Having sex with your fans on tour is too normalised, too common, to bother checking IDs or asking whether she consented or whether she’s happy

The behaviour that we forgive, even expect, from “rockstars” is changing. The idea of “groupies” is dying out, as is a culture of silence. But we need the men on tour to speak up at the time – to freely ask questions, to refuse to work with people that they know pose a danger, to above all listen to women. If men aren’t willing to do the work when they’re on the front lines of knowing what other men are up to, how can anyone ever be held truly accountable?

Carlile responded to the accusations after a week, denying them. “These accusations have been investigated by the appropriate authorities as well as independent journalists and were determined to be unfounded,” he claims. 

Of course, it can never be forgotten that abusers are extremely manipulative. The scene is not solely to blame. They go to incredible lengths to cover up their tracks, to convince friends of their innocence, to seem like perfectly amicable people. It is possible to know someone and not know how utterly rotten they are. They are the only ones responsible for their actions, but as long as there are abusers, there needs to be a culture that holds them properly responsible when we do realise something is up.

We need, too, to remember that “cancel culture” is not a legitimate concern. Women who come forward against powerful men in the scene do not do so in order to gain power. They have none. They are immediately ostracised, questioned, judged. If they’re a sex worker, it’s used against them as proof that they don’t have the autonomy or choice to not be assaulted or taken advantage of. 

But if powerful men in the scene – bandmates, label guys, tour managers, friends – were to back them up, they might be taken seriously. When it’s a woman on Twitter’s word against someone’s beloved hero, who are the fans going to believe? But if it’s a gang of men who know or work with the individual affirming that word, they might have half a chance.

I spoke to Mikayla, 27, one of Carlile’s accusers. She told me that her father was a roadie for the Grateful Dead, which led her to believe that life in the music industry could be fun. “The music industry has always been one – much like Hollywood, or politics – that is willing to sweep indiscretions under the rug if it means a profit is to be made,” she told me. “The romanticism of this ‘sex, drugs and rock’n’roll’ lifestyle that many people grew up with, much like I did, is not how things are today. Movies about bands that were notorious for trashing hotel rooms and having scores of groupies back in the ‘80s are certainly entertaining, but behind the scenes there are far more sinister things going on.”

She suspects – as many women involved in these scenes do – that the musicians exposed in the last few years barely scratch the surface. She believes, too, that men who deny having noticed any wrongdoing are asking us to suspend some pretty hefty disbelief. “Bands typically consist of four-to-six members, along with their touring crew – merch managers, lighting techs, tour managers etc. A tour bus will have around 12 people living and travelling on it. That is a pretty hefty group of people to see something shady occurring and not speak up.” 

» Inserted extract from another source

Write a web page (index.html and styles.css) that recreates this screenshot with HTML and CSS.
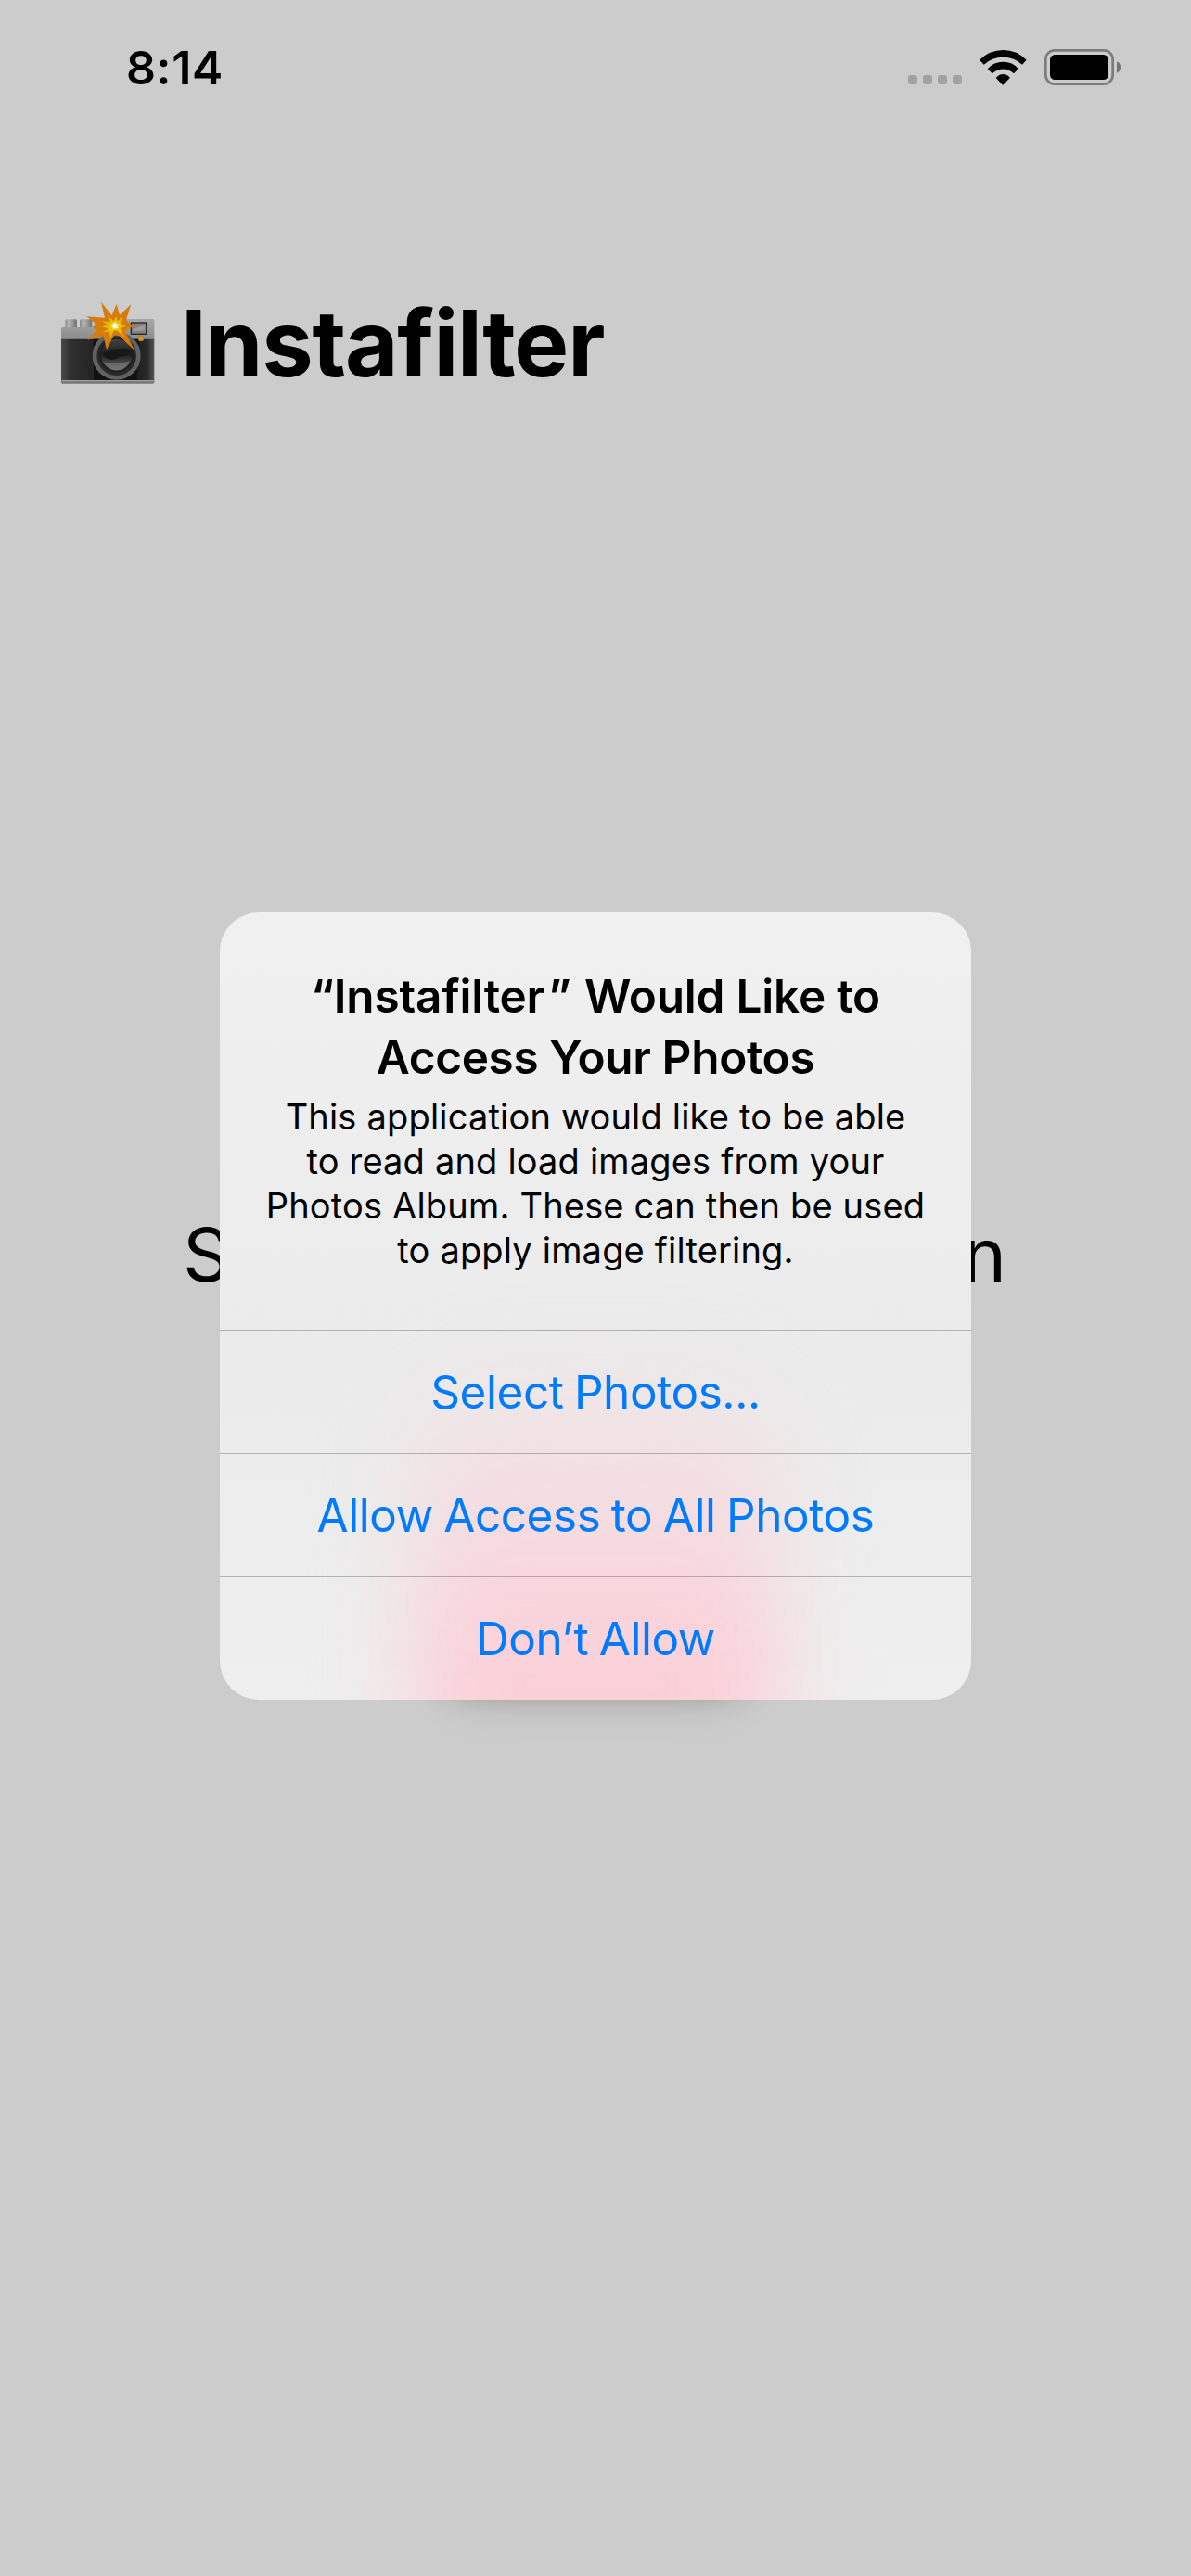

Mikayla believes that if Austin Carlile’s former bandmates had taken some accountability in stopping his behaviour years ago, fewer women would have been victimised. “If just one person had taken what they witnessed to a higher authority and done something about it, a world of difference would’ve been made,” she says. “But instead the general mentality and reaction is to look the other way and continue to cash the cheques.” She adds that this is not specific to any one person, but a pattern of behaviour endemic in the scene: “While these people may not have committed the abuse or assault in question, by remaining silent they are complicit.”

Fans, too, are not blameless. While they aren’t actually on the road to witness bad behaviour, far too often when the truth comes out they’re the first to either turn a blind eye or attack the women making the accusations. They say there’s no proof, it’s all lies, putting aside the fact that it’s incredibly difficult to prove coercion or grooming. They’re the ones @ing women about their sex work, or their perceived promiscuity, or the idea that they’re “chasing clout” in defence of their hero.

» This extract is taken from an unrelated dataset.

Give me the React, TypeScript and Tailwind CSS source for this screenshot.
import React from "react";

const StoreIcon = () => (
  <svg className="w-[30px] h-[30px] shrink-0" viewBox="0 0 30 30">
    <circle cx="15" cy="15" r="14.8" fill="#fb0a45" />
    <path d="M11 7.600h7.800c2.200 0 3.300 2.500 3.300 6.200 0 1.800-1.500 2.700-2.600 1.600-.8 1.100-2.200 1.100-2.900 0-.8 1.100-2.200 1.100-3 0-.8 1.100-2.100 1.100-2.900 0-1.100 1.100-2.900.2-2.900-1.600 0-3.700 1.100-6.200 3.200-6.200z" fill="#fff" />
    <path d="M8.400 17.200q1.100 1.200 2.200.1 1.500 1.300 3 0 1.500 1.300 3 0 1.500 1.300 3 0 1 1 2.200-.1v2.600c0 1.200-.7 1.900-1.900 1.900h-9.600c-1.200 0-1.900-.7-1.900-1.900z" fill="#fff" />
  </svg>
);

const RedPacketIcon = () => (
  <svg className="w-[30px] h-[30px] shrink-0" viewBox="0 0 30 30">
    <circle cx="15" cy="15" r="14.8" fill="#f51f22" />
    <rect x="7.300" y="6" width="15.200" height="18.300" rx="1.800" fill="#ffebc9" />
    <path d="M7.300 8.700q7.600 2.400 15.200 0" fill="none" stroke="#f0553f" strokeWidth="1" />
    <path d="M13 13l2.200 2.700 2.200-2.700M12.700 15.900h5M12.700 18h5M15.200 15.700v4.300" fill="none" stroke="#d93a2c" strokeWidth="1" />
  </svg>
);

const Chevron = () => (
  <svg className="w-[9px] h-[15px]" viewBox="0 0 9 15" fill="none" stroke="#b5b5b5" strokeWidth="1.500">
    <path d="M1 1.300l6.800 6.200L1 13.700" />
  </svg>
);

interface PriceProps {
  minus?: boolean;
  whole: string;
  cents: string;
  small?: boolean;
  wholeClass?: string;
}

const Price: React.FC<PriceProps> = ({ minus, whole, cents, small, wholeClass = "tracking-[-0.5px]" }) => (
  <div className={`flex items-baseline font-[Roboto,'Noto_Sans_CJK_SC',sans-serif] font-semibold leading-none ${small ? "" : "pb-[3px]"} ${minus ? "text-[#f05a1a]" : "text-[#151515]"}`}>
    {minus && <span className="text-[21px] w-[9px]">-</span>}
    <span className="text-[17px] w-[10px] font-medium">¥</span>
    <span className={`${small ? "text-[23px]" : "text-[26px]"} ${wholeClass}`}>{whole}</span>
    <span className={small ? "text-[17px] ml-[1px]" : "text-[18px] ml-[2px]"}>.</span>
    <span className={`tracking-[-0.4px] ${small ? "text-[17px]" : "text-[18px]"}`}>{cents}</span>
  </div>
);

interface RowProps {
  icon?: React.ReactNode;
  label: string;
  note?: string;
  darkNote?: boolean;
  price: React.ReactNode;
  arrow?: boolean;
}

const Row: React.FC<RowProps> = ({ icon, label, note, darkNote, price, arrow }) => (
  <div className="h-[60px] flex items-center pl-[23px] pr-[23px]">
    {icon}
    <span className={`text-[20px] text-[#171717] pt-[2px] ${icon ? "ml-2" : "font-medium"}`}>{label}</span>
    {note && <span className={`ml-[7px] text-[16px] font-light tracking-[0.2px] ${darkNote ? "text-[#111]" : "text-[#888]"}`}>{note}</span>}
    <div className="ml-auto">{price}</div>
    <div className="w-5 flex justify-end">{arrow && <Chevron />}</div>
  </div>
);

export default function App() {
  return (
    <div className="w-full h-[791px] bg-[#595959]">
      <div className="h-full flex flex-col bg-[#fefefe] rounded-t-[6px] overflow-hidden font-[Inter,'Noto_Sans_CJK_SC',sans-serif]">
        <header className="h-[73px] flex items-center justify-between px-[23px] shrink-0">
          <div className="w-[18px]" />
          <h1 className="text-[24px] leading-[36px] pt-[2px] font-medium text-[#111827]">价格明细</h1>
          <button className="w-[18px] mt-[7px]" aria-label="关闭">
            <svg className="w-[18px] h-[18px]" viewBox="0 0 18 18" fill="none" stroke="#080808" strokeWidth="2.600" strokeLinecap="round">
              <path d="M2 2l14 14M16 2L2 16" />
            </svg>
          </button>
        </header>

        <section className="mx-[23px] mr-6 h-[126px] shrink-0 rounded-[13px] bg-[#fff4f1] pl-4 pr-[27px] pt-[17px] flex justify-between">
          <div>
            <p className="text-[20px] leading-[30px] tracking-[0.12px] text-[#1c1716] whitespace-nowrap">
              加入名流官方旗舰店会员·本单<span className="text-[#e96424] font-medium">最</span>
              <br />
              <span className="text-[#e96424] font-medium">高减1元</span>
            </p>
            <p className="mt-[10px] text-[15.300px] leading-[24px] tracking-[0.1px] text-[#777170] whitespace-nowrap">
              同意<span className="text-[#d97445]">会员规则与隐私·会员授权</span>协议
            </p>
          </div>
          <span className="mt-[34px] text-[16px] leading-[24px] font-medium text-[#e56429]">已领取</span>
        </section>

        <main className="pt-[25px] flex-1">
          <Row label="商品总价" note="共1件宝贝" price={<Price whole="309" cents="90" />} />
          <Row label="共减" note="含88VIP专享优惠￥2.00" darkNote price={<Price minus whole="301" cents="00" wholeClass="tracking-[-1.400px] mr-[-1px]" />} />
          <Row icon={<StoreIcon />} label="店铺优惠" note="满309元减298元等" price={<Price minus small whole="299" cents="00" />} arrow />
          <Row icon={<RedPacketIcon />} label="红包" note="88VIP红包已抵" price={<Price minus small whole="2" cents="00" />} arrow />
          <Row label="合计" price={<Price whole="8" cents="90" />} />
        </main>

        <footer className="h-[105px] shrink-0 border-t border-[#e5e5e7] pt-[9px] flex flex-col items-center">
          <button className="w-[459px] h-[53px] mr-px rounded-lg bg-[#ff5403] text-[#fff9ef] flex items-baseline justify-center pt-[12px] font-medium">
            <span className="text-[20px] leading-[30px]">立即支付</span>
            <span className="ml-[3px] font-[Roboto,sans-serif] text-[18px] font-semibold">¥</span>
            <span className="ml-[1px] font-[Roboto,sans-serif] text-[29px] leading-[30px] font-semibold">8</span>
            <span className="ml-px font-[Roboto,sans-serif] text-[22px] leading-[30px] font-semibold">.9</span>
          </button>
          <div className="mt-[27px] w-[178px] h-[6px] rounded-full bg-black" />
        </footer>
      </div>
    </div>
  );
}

Of course, there is no point counteracting their bile with facts, because those fans simply do not care whether their faves use their platform to assault and abuse women and girls. When Brand New’s Jesse Lacey was accused of grooming fans in 2017, he did not deny it. He all but disappeared. Left with no other connection to Lacey, fans instead comment on his wife’s Instagram page begging her to send Lacey back to them: please, he’s done his time, we just want to hear more music about what a bastard he is. 

Male fans often do not believe that their faves commit heinous crimes, but they also do not care. However, if bandmates, managers and other men close to the accused were faster, more rigorous, more caring in how they handled accusations or predatory behaviour from the off, maybe that attitude would rub off on people like the Lacey fanboys. Maybe not. 

I know from my experience growing up in emo and pop punk just how easy men find it to turn a blind eye. I went to shows expecting to be violated in some way, knowing that at the very least, it was a possibility that a member of the audience would grope my underage body. Now, there are organisations like safesgigs4women and Safer Scenes working closely with bands, audiences, managers and venues to ensure that women can enjoy music freely and without fear. But it should not be the legwork of women to make music easier or safer. As Mikayla says, “the fact that there are multiple other people in the immediate area who are older and have the authority to stop it and don’t is the problem.” 

So many women, even girls, could have been saved if men within the scene were willing to act sooner and with more integrity and certainty. The less men accept “promiscuous” behaviour on tour, or turn a blind eye to their mates’ behaviour, the safer the scene will be for everyone.